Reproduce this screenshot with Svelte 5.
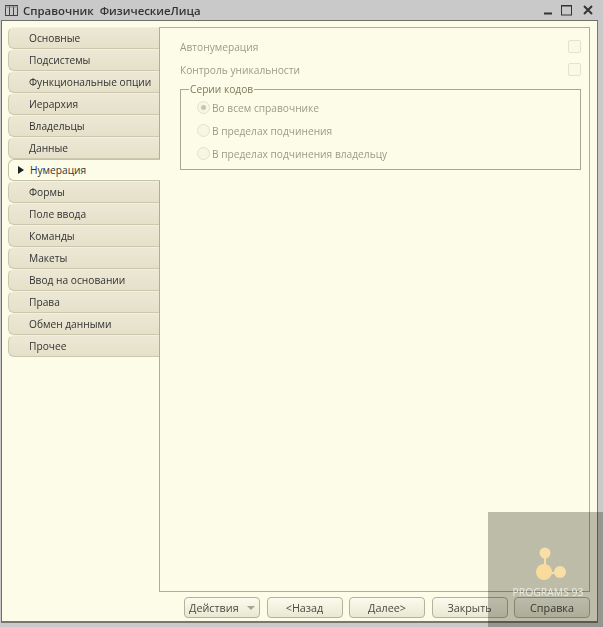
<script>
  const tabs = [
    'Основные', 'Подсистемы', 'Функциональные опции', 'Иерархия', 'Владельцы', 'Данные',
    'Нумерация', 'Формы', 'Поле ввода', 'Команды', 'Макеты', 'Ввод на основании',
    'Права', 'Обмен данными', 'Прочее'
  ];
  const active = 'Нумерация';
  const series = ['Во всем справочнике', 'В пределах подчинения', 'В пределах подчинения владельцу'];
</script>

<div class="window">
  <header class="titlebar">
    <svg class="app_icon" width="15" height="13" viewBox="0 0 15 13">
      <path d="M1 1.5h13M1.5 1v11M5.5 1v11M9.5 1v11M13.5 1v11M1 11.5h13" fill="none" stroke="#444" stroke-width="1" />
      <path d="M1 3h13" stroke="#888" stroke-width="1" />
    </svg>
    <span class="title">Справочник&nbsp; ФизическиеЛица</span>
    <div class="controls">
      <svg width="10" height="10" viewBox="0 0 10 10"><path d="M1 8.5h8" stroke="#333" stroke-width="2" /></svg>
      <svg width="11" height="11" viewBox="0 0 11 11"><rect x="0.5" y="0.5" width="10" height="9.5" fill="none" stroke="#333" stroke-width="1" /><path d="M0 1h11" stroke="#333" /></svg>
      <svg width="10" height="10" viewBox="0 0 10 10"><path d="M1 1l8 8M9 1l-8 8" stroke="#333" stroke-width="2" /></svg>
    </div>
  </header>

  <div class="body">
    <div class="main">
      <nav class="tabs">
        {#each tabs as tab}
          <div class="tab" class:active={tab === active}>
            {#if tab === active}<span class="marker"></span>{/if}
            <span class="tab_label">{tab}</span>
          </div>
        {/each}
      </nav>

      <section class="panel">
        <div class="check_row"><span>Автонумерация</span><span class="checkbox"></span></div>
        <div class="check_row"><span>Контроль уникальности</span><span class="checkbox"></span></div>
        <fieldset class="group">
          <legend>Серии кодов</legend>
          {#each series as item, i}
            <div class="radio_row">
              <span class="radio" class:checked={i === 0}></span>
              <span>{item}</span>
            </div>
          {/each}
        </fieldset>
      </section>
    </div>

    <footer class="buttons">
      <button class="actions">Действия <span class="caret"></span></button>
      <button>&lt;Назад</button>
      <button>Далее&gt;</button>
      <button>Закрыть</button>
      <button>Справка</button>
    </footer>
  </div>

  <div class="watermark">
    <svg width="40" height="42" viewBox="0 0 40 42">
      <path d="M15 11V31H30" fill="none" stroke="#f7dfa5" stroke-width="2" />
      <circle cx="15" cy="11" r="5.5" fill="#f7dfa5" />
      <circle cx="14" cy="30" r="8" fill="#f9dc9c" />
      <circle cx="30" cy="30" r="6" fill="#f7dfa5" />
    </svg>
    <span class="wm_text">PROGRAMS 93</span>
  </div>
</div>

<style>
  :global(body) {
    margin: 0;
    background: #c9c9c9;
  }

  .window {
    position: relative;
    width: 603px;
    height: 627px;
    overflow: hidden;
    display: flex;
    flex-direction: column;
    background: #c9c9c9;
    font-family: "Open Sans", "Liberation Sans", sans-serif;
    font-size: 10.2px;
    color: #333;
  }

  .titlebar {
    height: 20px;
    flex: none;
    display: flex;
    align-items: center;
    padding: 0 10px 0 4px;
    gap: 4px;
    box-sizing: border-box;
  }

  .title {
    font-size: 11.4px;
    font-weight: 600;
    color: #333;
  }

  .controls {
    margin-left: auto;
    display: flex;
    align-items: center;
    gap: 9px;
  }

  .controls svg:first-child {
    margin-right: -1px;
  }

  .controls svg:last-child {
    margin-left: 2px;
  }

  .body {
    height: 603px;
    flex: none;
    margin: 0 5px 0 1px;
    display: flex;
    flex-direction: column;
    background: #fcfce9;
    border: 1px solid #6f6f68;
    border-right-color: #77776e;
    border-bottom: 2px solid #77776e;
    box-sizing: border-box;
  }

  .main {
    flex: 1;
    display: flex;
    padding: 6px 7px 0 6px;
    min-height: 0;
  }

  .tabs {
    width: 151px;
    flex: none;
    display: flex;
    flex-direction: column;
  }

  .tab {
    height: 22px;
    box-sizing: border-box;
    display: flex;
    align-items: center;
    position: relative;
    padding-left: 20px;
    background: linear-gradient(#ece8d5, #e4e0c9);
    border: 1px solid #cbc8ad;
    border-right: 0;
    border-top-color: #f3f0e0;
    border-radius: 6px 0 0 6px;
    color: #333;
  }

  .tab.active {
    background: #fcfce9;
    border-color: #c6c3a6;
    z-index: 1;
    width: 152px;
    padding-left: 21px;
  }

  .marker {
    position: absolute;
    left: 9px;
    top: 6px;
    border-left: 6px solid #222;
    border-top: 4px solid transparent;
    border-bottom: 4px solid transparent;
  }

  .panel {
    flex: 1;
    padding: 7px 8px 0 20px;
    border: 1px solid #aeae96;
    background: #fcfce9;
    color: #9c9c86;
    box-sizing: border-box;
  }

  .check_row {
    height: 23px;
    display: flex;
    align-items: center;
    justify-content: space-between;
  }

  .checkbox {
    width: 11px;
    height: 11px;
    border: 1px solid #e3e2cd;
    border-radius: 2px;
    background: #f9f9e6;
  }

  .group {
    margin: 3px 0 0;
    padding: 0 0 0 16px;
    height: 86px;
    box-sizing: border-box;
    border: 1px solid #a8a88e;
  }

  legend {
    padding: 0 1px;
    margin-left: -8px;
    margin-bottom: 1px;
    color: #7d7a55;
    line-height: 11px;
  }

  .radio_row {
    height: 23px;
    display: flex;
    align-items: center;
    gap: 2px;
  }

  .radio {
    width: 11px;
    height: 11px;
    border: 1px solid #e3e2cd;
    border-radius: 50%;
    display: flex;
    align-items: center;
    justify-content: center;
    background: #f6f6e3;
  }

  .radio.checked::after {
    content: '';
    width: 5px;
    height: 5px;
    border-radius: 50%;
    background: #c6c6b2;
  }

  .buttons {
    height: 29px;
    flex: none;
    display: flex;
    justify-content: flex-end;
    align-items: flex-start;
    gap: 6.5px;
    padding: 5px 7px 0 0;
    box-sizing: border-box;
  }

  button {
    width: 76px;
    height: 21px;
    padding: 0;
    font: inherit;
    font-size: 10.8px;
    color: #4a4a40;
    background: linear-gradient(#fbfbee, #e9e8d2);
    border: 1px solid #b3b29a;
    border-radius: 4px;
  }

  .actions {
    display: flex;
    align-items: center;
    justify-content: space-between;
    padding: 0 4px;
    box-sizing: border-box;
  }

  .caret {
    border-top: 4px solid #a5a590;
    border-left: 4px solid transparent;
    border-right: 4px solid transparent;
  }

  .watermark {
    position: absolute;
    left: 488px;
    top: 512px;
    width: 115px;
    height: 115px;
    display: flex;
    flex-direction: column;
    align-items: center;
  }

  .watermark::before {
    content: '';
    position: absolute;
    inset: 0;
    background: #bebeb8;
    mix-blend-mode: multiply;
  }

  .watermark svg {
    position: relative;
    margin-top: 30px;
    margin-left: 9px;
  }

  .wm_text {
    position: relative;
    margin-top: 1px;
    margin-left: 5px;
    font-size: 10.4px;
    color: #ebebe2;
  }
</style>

WHAT TO WORK ON:
Exclude the images and reproduce the remaining data exactly.

OUTPUT FOR THIS TASK:
Reproduce this screenshot with Svelte 5.
<script>
  const tabs = [
    'Основные', 'Подсистемы', 'Функциональные опции', 'Иерархия', 'Владельцы', 'Данные',
    'Нумерация', 'Формы', 'Поле ввода', 'Команды', 'Макеты', 'Ввод на основании',
    'Права', 'Обмен данными', 'Прочее'
  ];
  const active = 'Нумерация';
  const series = ['Во всем справочнике', 'В пределах подчинения', 'В пределах подчинения владельцу'];
</script>

<div class="window">
  <header class="titlebar">
    <svg class="app_icon" width="15" height="13" viewBox="0 0 15 13">
      <path d="M1 1.5h13M1.5 1v11M5.5 1v11M9.5 1v11M13.5 1v11M1 11.5h13" fill="none" stroke="#444" stroke-width="1" />
      <path d="M1 3h13" stroke="#888" stroke-width="1" />
    </svg>
    <span class="title">Справочник&nbsp; ФизическиеЛица</span>
    <div class="controls">
      <svg width="10" height="10" viewBox="0 0 10 10"><path d="M1 8.5h8" stroke="#333" stroke-width="2" /></svg>
      <svg width="11" height="11" viewBox="0 0 11 11"><rect x="0.5" y="0.5" width="10" height="9.5" fill="none" stroke="#333" stroke-width="1" /><path d="M0 1h11" stroke="#333" /></svg>
      <svg width="10" height="10" viewBox="0 0 10 10"><path d="M1 1l8 8M9 1l-8 8" stroke="#333" stroke-width="2" /></svg>
    </div>
  </header>

  <div class="body">
    <div class="main">
      <nav class="tabs">
        {#each tabs as tab}
          <div class="tab" class:active={tab === active}>
            {#if tab === active}<span class="marker"></span>{/if}
            <span class="tab_label">{tab}</span>
          </div>
        {/each}
      </nav>

      <section class="panel">
        <div class="check_row"><span>Автонумерация</span><span class="checkbox"></span></div>
        <div class="check_row"><span>Контроль уникальности</span><span class="checkbox"></span></div>
        <fieldset class="group">
          <legend>Серии кодов</legend>
          {#each series as item, i}
            <div class="radio_row">
              <span class="radio" class:checked={i === 0}></span>
              <span>{item}</span>
            </div>
          {/each}
        </fieldset>
      </section>
    </div>

    <footer class="buttons">
      <button class="actions">Действия <span class="caret"></span></button>
      <button>&lt;Назад</button>
      <button>Далее&gt;</button>
      <button>Закрыть</button>
      <button>Справка</button>
    </footer>
  </div>

  <div class="watermark">
    <svg width="40" height="42" viewBox="0 0 40 42">
      <path d="M15 11V31H30" fill="none" stroke="#f7dfa5" stroke-width="2" />
      <circle cx="15" cy="11" r="5.5" fill="#f7dfa5" />
      <circle cx="14" cy="30" r="8" fill="#f9dc9c" />
      <circle cx="30" cy="30" r="6" fill="#f7dfa5" />
    </svg>
    <span class="wm_text">PROGRAMS 93</span>
  </div>
</div>

<style>
  :global(body) {
    margin: 0;
    background: #c9c9c9;
  }

  .window {
    position: relative;
    width: 603px;
    height: 627px;
    overflow: hidden;
    display: flex;
    flex-direction: column;
    background: #c9c9c9;
    font-family: "Open Sans", "Liberation Sans", sans-serif;
    font-size: 10.2px;
    color: #333;
  }

  .titlebar {
    height: 20px;
    flex: none;
    display: flex;
    align-items: center;
    padding: 0 10px 0 4px;
    gap: 4px;
    box-sizing: border-box;
  }

  .title {
    font-size: 11.4px;
    font-weight: 600;
    color: #333;
  }

  .controls {
    margin-left: auto;
    display: flex;
    align-items: center;
    gap: 9px;
  }

  .controls svg:first-child {
    margin-right: -1px;
  }

  .controls svg:last-child {
    margin-left: 2px;
  }

  .body {
    height: 603px;
    flex: none;
    margin: 0 5px 0 1px;
    display: flex;
    flex-direction: column;
    background: #fcfce9;
    border: 1px solid #6f6f68;
    border-right-color: #77776e;
    border-bottom: 2px solid #77776e;
    box-sizing: border-box;
  }

  .main {
    flex: 1;
    display: flex;
    padding: 6px 7px 0 6px;
    min-height: 0;
  }

  .tabs {
    width: 151px;
    flex: none;
    display: flex;
    flex-direction: column;
  }

  .tab {
    height: 22px;
    box-sizing: border-box;
    display: flex;
    align-items: center;
    position: relative;
    padding-left: 20px;
    background: linear-gradient(#ece8d5, #e4e0c9);
    border: 1px solid #cbc8ad;
    border-right: 0;
    border-top-color: #f3f0e0;
    border-radius: 6px 0 0 6px;
    color: #333;
  }

  .tab.active {
    background: #fcfce9;
    border-color: #c6c3a6;
    z-index: 1;
    width: 152px;
    padding-left: 21px;
  }

  .marker {
    position: absolute;
    left: 9px;
    top: 6px;
    border-left: 6px solid #222;
    border-top: 4px solid transparent;
    border-bottom: 4px solid transparent;
  }

  .panel {
    flex: 1;
    padding: 7px 8px 0 20px;
    border: 1px solid #aeae96;
    background: #fcfce9;
    color: #9c9c86;
    box-sizing: border-box;
  }

  .check_row {
    height: 23px;
    display: flex;
    align-items: center;
    justify-content: space-between;
  }

  .checkbox {
    width: 11px;
    height: 11px;
    border: 1px solid #e3e2cd;
    border-radius: 2px;
    background: #f9f9e6;
  }

  .group {
    margin: 3px 0 0;
    padding: 0 0 0 16px;
    height: 86px;
    box-sizing: border-box;
    border: 1px solid #a8a88e;
  }

  legend {
    padding: 0 1px;
    margin-left: -8px;
    margin-bottom: 1px;
    color: #7d7a55;
    line-height: 11px;
  }

  .radio_row {
    height: 23px;
    display: flex;
    align-items: center;
    gap: 2px;
  }

  .radio {
    width: 11px;
    height: 11px;
    border: 1px solid #e3e2cd;
    border-radius: 50%;
    display: flex;
    align-items: center;
    justify-content: center;
    background: #f6f6e3;
  }

  .radio.checked::after {
    content: '';
    width: 5px;
    height: 5px;
    border-radius: 50%;
    background: #c6c6b2;
  }

  .buttons {
    height: 29px;
    flex: none;
    display: flex;
    justify-content: flex-end;
    align-items: flex-start;
    gap: 6.5px;
    padding: 5px 7px 0 0;
    box-sizing: border-box;
  }

  button {
    width: 76px;
    height: 21px;
    padding: 0;
    font: inherit;
    font-size: 10.8px;
    color: #4a4a40;
    background: linear-gradient(#fbfbee, #e9e8d2);
    border: 1px solid #b3b29a;
    border-radius: 4px;
  }

  .actions {
    display: flex;
    align-items: center;
    justify-content: space-between;
    padding: 0 4px;
    box-sizing: border-box;
  }

  .caret {
    border-top: 4px solid #a5a590;
    border-left: 4px solid transparent;
    border-right: 4px solid transparent;
  }

  .watermark {
    position: absolute;
    left: 488px;
    top: 512px;
    width: 115px;
    height: 115px;
    display: flex;
    flex-direction: column;
    align-items: center;
  }

  .watermark::before {
    content: '';
    position: absolute;
    inset: 0;
    background: #bebeb8;
    mix-blend-mode: multiply;
  }

  .watermark svg {
    position: relative;
    margin-top: 30px;
    margin-left: 9px;
  }

  .wm_text {
    position: relative;
    margin-top: 1px;
    margin-left: 5px;
    font-size: 10.4px;
    color: #ebebe2;
  }
</style>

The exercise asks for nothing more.